**PROBLEM DETAILS**
Output all entries verbatim. Skip pictures.
--- DATA FOR THE TASK ---
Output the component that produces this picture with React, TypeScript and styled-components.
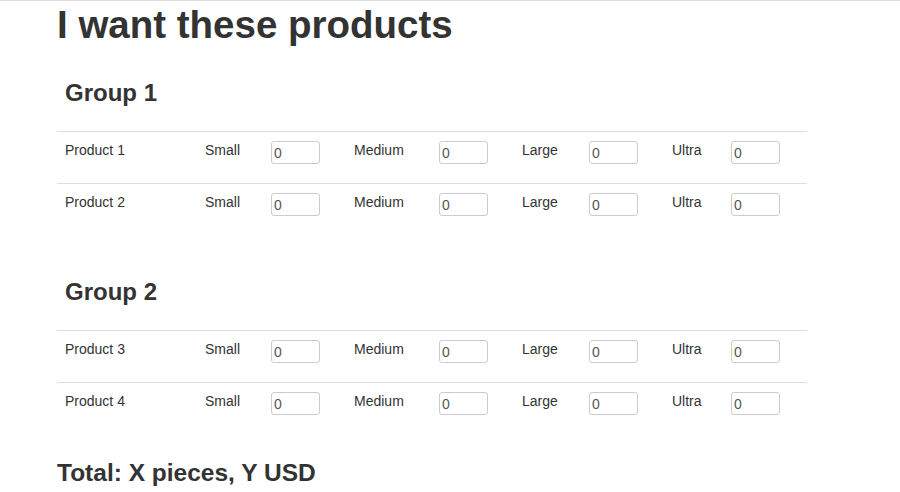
import React from "react";
import styled, { createGlobalStyle } from "styled-components";

const GlobalStyle = createGlobalStyle`
  html, body { margin: 0; padding: 0; background: #fff; }
  body {
    font-family: "Liberation Sans", Arial, Helvetica, sans-serif;
    font-size: 14px;
    line-height: 20px;
    color: #333;
  }
  * { box-sizing: border-box; }
`;

const TopRule = styled.div`
  border-top: 1px solid #ddd;
`;

const Page = styled.main`
  width: 750px;
  margin-left: 57px;
`;

const Title = styled.h1`
  font-size: 38.5px;
  font-weight: bold;
  line-height: 40px;
  margin: 4px 0 0;
  color: #333;
`;

const Section = styled.section<{ $first?: boolean }>`
  margin-top: ${(p) => (p.$first ? "35px" : "44px")};
`;

const GroupTitle = styled.h2`
  font-size: 24px;
  font-weight: bold;
  line-height: 26px;
  margin: 0 0 25px;
  padding-left: 8px;
  color: #333;
`;

const Table = styled.div`
  width: 750px;
`;

const Row = styled.div`
  display: grid;
  grid-template-columns: 140px 66px 83px 85px 83px 67px 83px 59px 84px;
  height: 52px;
  border-top: 1px solid #ddd;
`;

const Cell = styled.div`
  padding: 8px;
`;

const InputCell = styled.div`
  padding: 9px 8px 8px;
`;

const QtyInput = styled.input`
  display: block;
  width: 49px;
  height: 23px;
  border: 1px solid #ccc;
  border-radius: 3px;
  padding: 0 2px;
  font-family: "Liberation Sans", Arial, sans-serif;
  font-size: 14px;
  color: #555;
  background: #fff;
  outline: none;
`;

const Total = styled.h3`
  font-size: 24.5px;
  font-weight: bold;
  line-height: 26px;
  margin: 26px 0 0;
  color: #333;
`;

const sizes = ["Small", "Medium", "Large", "Ultra"];

const groups = [
  { name: "Group 1", products: ["Product 1", "Product 2"] },
  { name: "Group 2", products: ["Product 3", "Product 4"] },
];

export default function App() {
  return (
    <>
      <GlobalStyle />
      <TopRule />
      <Page>
        <Title>I want these products</Title>
        {groups.map((g, gi) => (
          <Section key={g.name} $first={gi === 0}>
            <GroupTitle>{g.name}</GroupTitle>
            <Table>
              {g.products.map((p) => (
                <Row key={p}>
                  <Cell>{p}</Cell>
                  {sizes.map((s) => (
                    <React.Fragment key={s}>
                      <Cell>{s}</Cell>
                      <InputCell>
                        <QtyInput type="text" defaultValue="0" />
                      </InputCell>
                    </React.Fragment>
                  ))}
                </Row>
              ))}
            </Table>
          </Section>
        ))}
        <Total>Total: X pieces, Y USD</Total>
      </Page>
    </>
  );
}
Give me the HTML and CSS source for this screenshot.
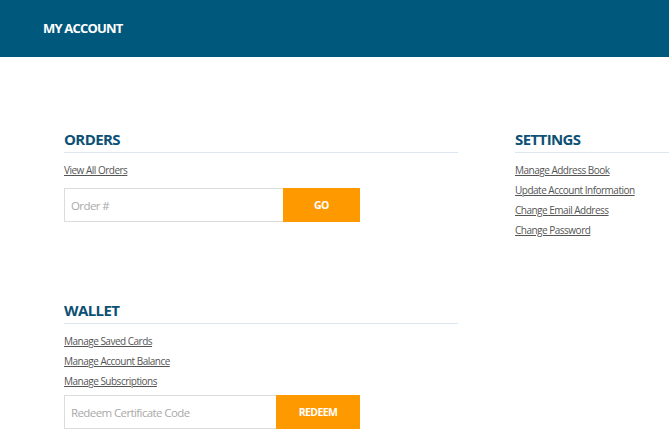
FILE: index.html
```html
<!DOCTYPE html>
<html>
<head>
<meta charset="utf-8">
<link rel="stylesheet" href="styles.css">
</head>
<body>
<header class="topbar"><h1 class="topbar-title">MY ACCOUNT</h1></header>
<main class="content">
  <div class="col">
    <section class="block block-orders">
      <h2 class="block-title">ORDERS</h2>
      <ul class="links">
        <li><a href="#">View All Orders</a></li>
      </ul>
      <form class="inline-form form-orders">
        <input class="field" type="text" placeholder="Order #">
        <button class="btn" type="button">GO</button>
      </form>
    </section>
    <section class="block block-wallet">
      <h2 class="block-title">WALLET</h2>
      <ul class="links">
        <li><a href="#">Manage Saved Cards</a></li>
        <li><a href="#">Manage Account Balance</a></li>
        <li><a href="#">Manage Subscriptions</a></li>
      </ul>
      <form class="inline-form form-wallet">
        <input class="field" type="text" placeholder="Redeem Certificate Code">
        <button class="btn" type="button">REDEEM</button>
      </form>
    </section>
  </div>
  <div class="col">
    <section class="block">
      <h2 class="block-title">SETTINGS</h2>
      <ul class="links">
        <li><a href="#">Manage Address Book</a></li>
        <li><a href="#">Update Account Information</a></li>
        <li><a href="#">Change Email Address</a></li>
        <li><a href="#">Change Password</a></li>
      </ul>
    </section>
  </div>
</main>
</body>
</html>
```
FILE: styles.css
```css
html, body {
  margin: 0;
  padding: 0;
  background: #ffffff;
  overflow: hidden;
}
body {
  font-family: "Open Sans", "Liberation Sans", sans-serif;
  width: 669px;
}
.topbar {
  height: 57px;
  background: #00587c;
  display: flex;
  align-items: center;
  padding-left: 43px;
}
.topbar-title {
  margin: 0 0 2px 0;
  color: #ffffff;
  font-size: 13px;
  font-weight: 700;
  line-height: 16px;
  letter-spacing: -0.8px;
}
.content {
  display: grid;
  grid-template-columns: 394px 394px;
  column-gap: 57px;
  padding: 71px 0 0 64px;
}
.block-wallet {
  margin-top: 77px;
}
.block-title {
  margin: 0;
  font-size: 15px;
  line-height: 22px;
  font-weight: 700;
  letter-spacing: -0.6px;
  color: #0d5075;
  padding-bottom: 2px;
  border-bottom: 1px solid #dbe6f0;
}
.links {
  list-style: none;
  margin: 7px 0 0 0;
  padding: 0;
}
.links li {
  height: 20px;
  line-height: 20px;
  font-size: 10px;
  letter-spacing: -0.5px;
}
.links a {
  color: #555555;
  text-decoration: underline;
}
.inline-form {
  display: flex;
  width: 296px;
  height: 34px;
}
.form-orders { margin-top: 8px; }
.form-wallet { margin-top: 4px; }
.field {
  flex: 1;
  min-width: 0;
  box-sizing: border-box;
  height: 34px;
  margin: 0;
  border: 1px solid #dcdcdc;
  border-right: none;
  padding: 0 6px;
  font-family: "Open Sans", "Liberation Sans", sans-serif;
  font-size: 11.5px;
  letter-spacing: -0.6px;
  color: #333;
  outline: none;
}
.field::placeholder {
  color: #a9a9a9;
}
.btn {
  box-sizing: border-box;
  height: 34px;
  margin: 0;
  border: none;
  background: #ff9900;
  color: #ffffff;
  font-family: "Open Sans", "Liberation Sans", sans-serif;
  font-weight: 700;
  font-size: 10.5px;
  letter-spacing: -0.6px;
  padding: 0;
}
.form-orders .btn { width: 77px; }
.form-wallet .btn { width: 84px; }
```
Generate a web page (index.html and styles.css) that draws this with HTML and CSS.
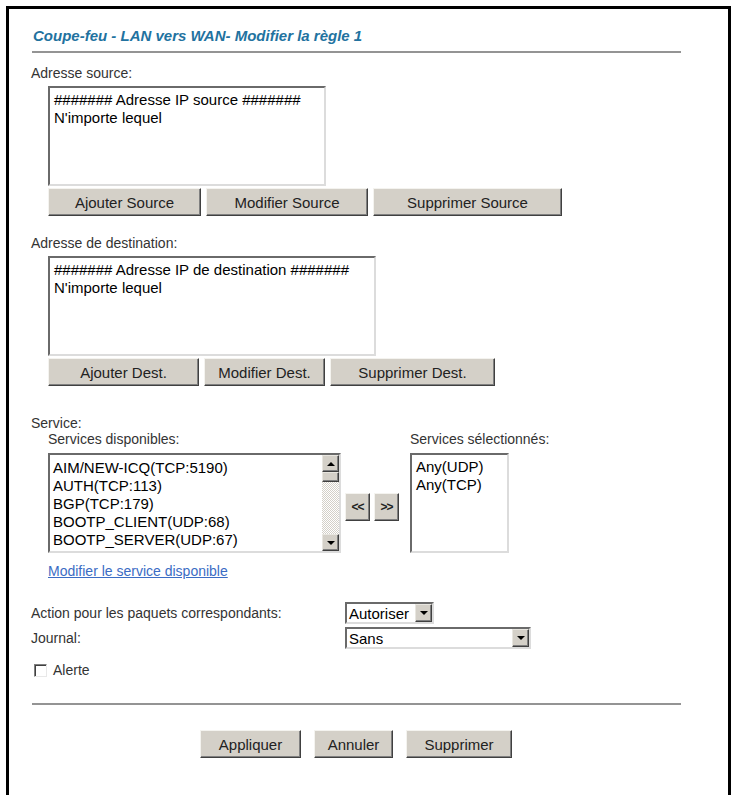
---
**EXERCISE SOLUTION**
Output the component that produces this picture with React, TypeScript and styled-components.
import React from "react";
import styled, { createGlobalStyle } from "styled-components";

const GlobalStyle = createGlobalStyle`
  html, body { margin: 0; padding: 0; background: #fff; }
  body {
    font-family: "Liberation Sans", Arial, Helvetica, sans-serif;
    font-size: 14px;
    line-height: 20px;
    color: #333;
  }
  * { box-sizing: border-box; }
`;

const TopRule = styled.div`
  border-top: 1px solid #ddd;
`;

const Page = styled.main`
  width: 750px;
  margin-left: 57px;
`;

const Title = styled.h1`
  font-size: 38.5px;
  font-weight: bold;
  line-height: 40px;
  margin: 4px 0 0;
  color: #333;
`;

const Section = styled.section<{ $first?: boolean }>`
  margin-top: ${(p) => (p.$first ? "35px" : "44px")};
`;

const GroupTitle = styled.h2`
  font-size: 24px;
  font-weight: bold;
  line-height: 26px;
  margin: 0 0 25px;
  padding-left: 8px;
  color: #333;
`;

const Table = styled.div`
  width: 750px;
`;

const Row = styled.div`
  display: grid;
  grid-template-columns: 140px 66px 83px 85px 83px 67px 83px 59px 84px;
  height: 52px;
  border-top: 1px solid #ddd;
`;

const Cell = styled.div`
  padding: 8px;
`;

const InputCell = styled.div`
  padding: 9px 8px 8px;
`;

const QtyInput = styled.input`
  display: block;
  width: 49px;
  height: 23px;
  border: 1px solid #ccc;
  border-radius: 3px;
  padding: 0 2px;
  font-family: "Liberation Sans", Arial, sans-serif;
  font-size: 14px;
  color: #555;
  background: #fff;
  outline: none;
`;

const Total = styled.h3`
  font-size: 24.5px;
  font-weight: bold;
  line-height: 26px;
  margin: 26px 0 0;
  color: #333;
`;

const sizes = ["Small", "Medium", "Large", "Ultra"];

const groups = [
  { name: "Group 1", products: ["Product 1", "Product 2"] },
  { name: "Group 2", products: ["Product 3", "Product 4"] },
];

export default function App() {
  return (
    <>
      <GlobalStyle />
      <TopRule />
      <Page>
        <Title>I want these products</Title>
        {groups.map((g, gi) => (
          <Section key={g.name} $first={gi === 0}>
            <GroupTitle>{g.name}</GroupTitle>
            <Table>
              {g.products.map((p) => (
                <Row key={p}>
                  <Cell>{p}</Cell>
                  {sizes.map((s) => (
                    <React.Fragment key={s}>
                      <Cell>{s}</Cell>
                      <InputCell>
                        <QtyInput type="text" defaultValue="0" />
                      </InputCell>
                    </React.Fragment>
                  ))}
                </Row>
              ))}
            </Table>
          </Section>
        ))}
        <Total>Total: X pieces, Y USD</Total>
      </Page>
    </>
  );
}
Give me the HTML and CSS source for this screenshot.
FILE: index.html
```html
<!DOCTYPE html>
<html>
<head>
<meta charset="utf-8">
<link rel="stylesheet" href="styles.css">
</head>
<body>
<header class="topbar"><h1 class="topbar-title">MY ACCOUNT</h1></header>
<main class="content">
  <div class="col">
    <section class="block block-orders">
      <h2 class="block-title">ORDERS</h2>
      <ul class="links">
        <li><a href="#">View All Orders</a></li>
      </ul>
      <form class="inline-form form-orders">
        <input class="field" type="text" placeholder="Order #">
        <button class="btn" type="button">GO</button>
      </form>
    </section>
    <section class="block block-wallet">
      <h2 class="block-title">WALLET</h2>
      <ul class="links">
        <li><a href="#">Manage Saved Cards</a></li>
        <li><a href="#">Manage Account Balance</a></li>
        <li><a href="#">Manage Subscriptions</a></li>
      </ul>
      <form class="inline-form form-wallet">
        <input class="field" type="text" placeholder="Redeem Certificate Code">
        <button class="btn" type="button">REDEEM</button>
      </form>
    </section>
  </div>
  <div class="col">
    <section class="block">
      <h2 class="block-title">SETTINGS</h2>
      <ul class="links">
        <li><a href="#">Manage Address Book</a></li>
        <li><a href="#">Update Account Information</a></li>
        <li><a href="#">Change Email Address</a></li>
        <li><a href="#">Change Password</a></li>
      </ul>
    </section>
  </div>
</main>
</body>
</html>
```
FILE: styles.css
```css
html, body {
  margin: 0;
  padding: 0;
  background: #ffffff;
  overflow: hidden;
}
body {
  font-family: "Open Sans", "Liberation Sans", sans-serif;
  width: 669px;
}
.topbar {
  height: 57px;
  background: #00587c;
  display: flex;
  align-items: center;
  padding-left: 43px;
}
.topbar-title {
  margin: 0 0 2px 0;
  color: #ffffff;
  font-size: 13px;
  font-weight: 700;
  line-height: 16px;
  letter-spacing: -0.8px;
}
.content {
  display: grid;
  grid-template-columns: 394px 394px;
  column-gap: 57px;
  padding: 71px 0 0 64px;
}
.block-wallet {
  margin-top: 77px;
}
.block-title {
  margin: 0;
  font-size: 15px;
  line-height: 22px;
  font-weight: 700;
  letter-spacing: -0.6px;
  color: #0d5075;
  padding-bottom: 2px;
  border-bottom: 1px solid #dbe6f0;
}
.links {
  list-style: none;
  margin: 7px 0 0 0;
  padding: 0;
}
.links li {
  height: 20px;
  line-height: 20px;
  font-size: 10px;
  letter-spacing: -0.5px;
}
.links a {
  color: #555555;
  text-decoration: underline;
}
.inline-form {
  display: flex;
  width: 296px;
  height: 34px;
}
.form-orders { margin-top: 8px; }
.form-wallet { margin-top: 4px; }
.field {
  flex: 1;
  min-width: 0;
  box-sizing: border-box;
  height: 34px;
  margin: 0;
  border: 1px solid #dcdcdc;
  border-right: none;
  padding: 0 6px;
  font-family: "Open Sans", "Liberation Sans", sans-serif;
  font-size: 11.5px;
  letter-spacing: -0.6px;
  color: #333;
  outline: none;
}
.field::placeholder {
  color: #a9a9a9;
}
.btn {
  box-sizing: border-box;
  height: 34px;
  margin: 0;
  border: none;
  background: #ff9900;
  color: #ffffff;
  font-family: "Open Sans", "Liberation Sans", sans-serif;
  font-weight: 700;
  font-size: 10.5px;
  letter-spacing: -0.6px;
  padding: 0;
}
.form-orders .btn { width: 77px; }
.form-wallet .btn { width: 84px; }
```
Generate a web page (index.html and styles.css) that draws this with HTML and CSS.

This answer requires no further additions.